I’m not even home yet, and I can already imagine telling the story about drinking “cat poop” coffee to several of my java-loving friends. Though I might gross out a few of them, this modest five-dollar experience is sure to deliver a big happiness payday because of the added pleasure that comes from sharing the story with others. As Dunn and Norton explain, experiences can deliver long-lasting happiness when they make for memorable stories that you’ll enjoy retelling time and again.

Look for unique opportunities

“Do you want to attend a public cremation ceremony on Friday?” It’s the first and probably the last time I will ever be asked this question. How could I say no?

In Balinese Hindu culture, cremation is an important rite of passage in the cycle of life as it’s believed to release the soul from the body so it can reincarnate. In the ceremony, bones from the deceased are placed in sarcophagi shaped like mythical animals, and then burned after a long and high-spirited procession. Considered a joyous occasion for families who are helping their loved ones in the journey to the next life, the ritual involves lots of music and special offerings given on behalf of the deceased.

Witnessing the elaborate ceremony was priceless, and incomparable to anything else I’ve done on this trip or any other. It’s fair to say the experience will be a defining moment of my time in Bali, and will shape my memory of this holiday years from now.

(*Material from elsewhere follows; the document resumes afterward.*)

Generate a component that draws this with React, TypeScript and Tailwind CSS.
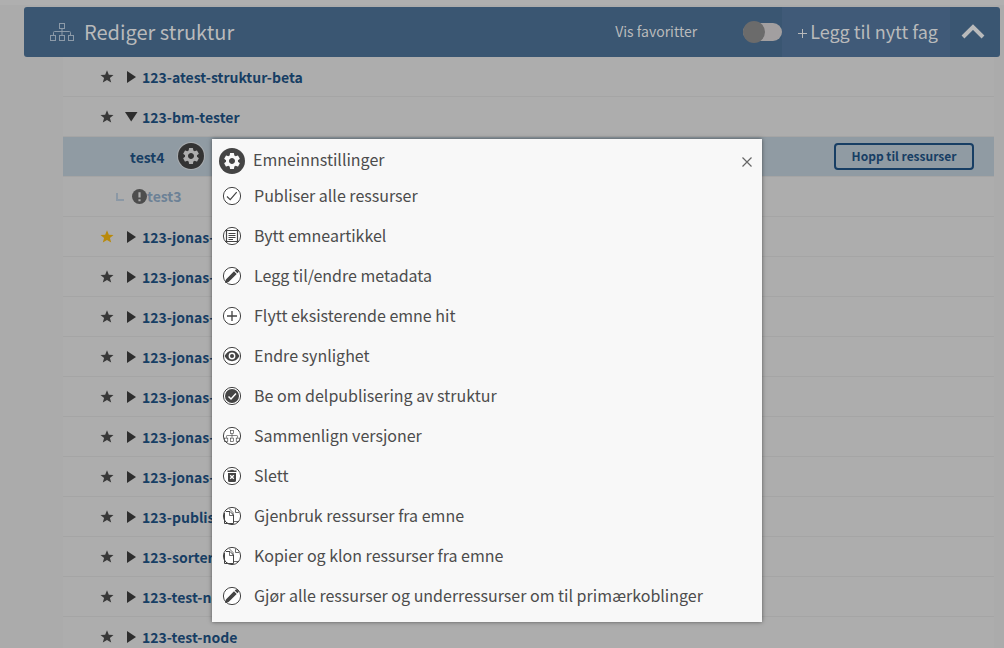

As it’s put in Happy Money, unique experiences are so satisfying because they’re not easily comparable with other available options for your time and money. Not to say the more traditional things listed in your guidebook should be ignored. These are popular for a reason. However, the most satisfying experiences – the ones that stand out in your memory – tend to be the unique ones.

Whether you’re planning a three-day getaway to Las Vegas or a three-month backpacking trip to South America, plan to do something out-of-the-ordinary and be open to new opportunities that take you off the beaten track. These experiences provide some of the most fertile ground for happiness to bloom.